A model that is trained without concept hierarchy will not learn the generalizable concepts that would be uncovered by sparse dictionary learning. Fortunately, vision-language models like CLIP introduce some weak concept hierarchy from language captions, and a few recent works demonstrate training methods that optimize hierarchical understanding.
To best leverage the sparse dictionary learning method in vision models and improve interpretability and control, it should be applied to a computer vision model that has been optimized for hierarchical consistency.
Vision models differ from LLMs
LLMs are trained with concept hierarchies and a sense of logical entailment, where vision models are trained by repetition across large collections of images and their labels. In vision model training, we don’t consider relationships of the objects within or between images.
The largest generative language models demonstrate hierarchical consistency and readily generalize to unseen phrases. In contrast, foundational vision models like AlexNet, ImageNet and even SAM are known to rely on spurious correlations, generalize poorly to unseen data and to lack both intra- and inter-image hierarchical consistency.

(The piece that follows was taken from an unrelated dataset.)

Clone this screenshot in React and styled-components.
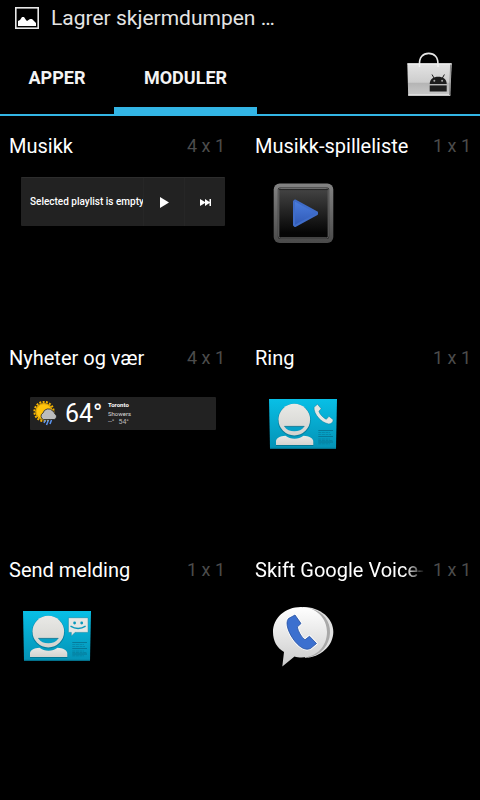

SAM is one of the most powerful vision models available today, but it lacks intra-image hierarchical consistency. In the figure below, reproduced from Figure 6 of Learning Hierarchical Image Segmentation For Recognition and By Recognition, SAM correctly identifies a fishing scene, but semantically gives the label ‘fish’ to both the man and fish in the image.
Using sparse dictionary learning to uncover meaningful features relies on the model containing enough of them. While it’s clear that vision models encode useful information, it may be more difficult to extract and interpret than in sentence encoders that are directly optimized with logical entailment and concept hierarchy.
Vision models can be trained with concept hierarchy
I hope that by now I have established that sparse dictionary learning is an excellent tool for interpretability and control of AI models, but that it may not readily apply to common vision models due to fundamental differences in how LLMs and vision models learn and generalize.
Understanding and implementing concept hierarchies and logical entailment in vision models is an active area of research. In their work, Emergent Visual-Semantic Hierarchies in Image-Text Representations (ECCV 2024), M. Alper and H. Averbuch-Elor studied emergent concept hierarchy in the CLIP model, introduced a metric to quantify it, and fine-tuned the model on this metric to produce the “RE-CLIP” model, with quantitative and qualitative improvement to concept hierarchy and inter-image consistency in the model’s latent representations.
The CAST model was introduced at ICLR 2024 in Learning Hierarchical Image Segmentation For Recognition and By Recognition, by Tsung-Wei Ke et. al. Authors train CAST by enforcing hierarchical consistency across increasingly large superpixels within an image, thereby enforcing intra-image consistency. The CAST model has the advantage of being a relatively lightweight while outperforming CLIP in important tasks like semantic segmentation.
Conclusion
Sparse dictionary learning is a promising interpretability tool, but it assumes that a model has learned general concepts. Common vision models that generalize poorly to unseen data may not contain sufficient general knowledge for sparse dictionary learning to effectively identify interpretable, monosemantic features.
In this post I’ve laid out a hypothesis that applying dictionary learning to a vision model trained for hierarchical understanding, will be more likely to uncover controllable, interpretable features.
To test this effectively would require first quantifying hierarchical consistency in both a common vision model, like ImageNet or CLIP, and in one of the models optimized for hierarchical consistency, CAST or RE-CLIP. Next, applying sparse dictionary learning on each. Finally, quantifying which of the models has yielded more interpretable features.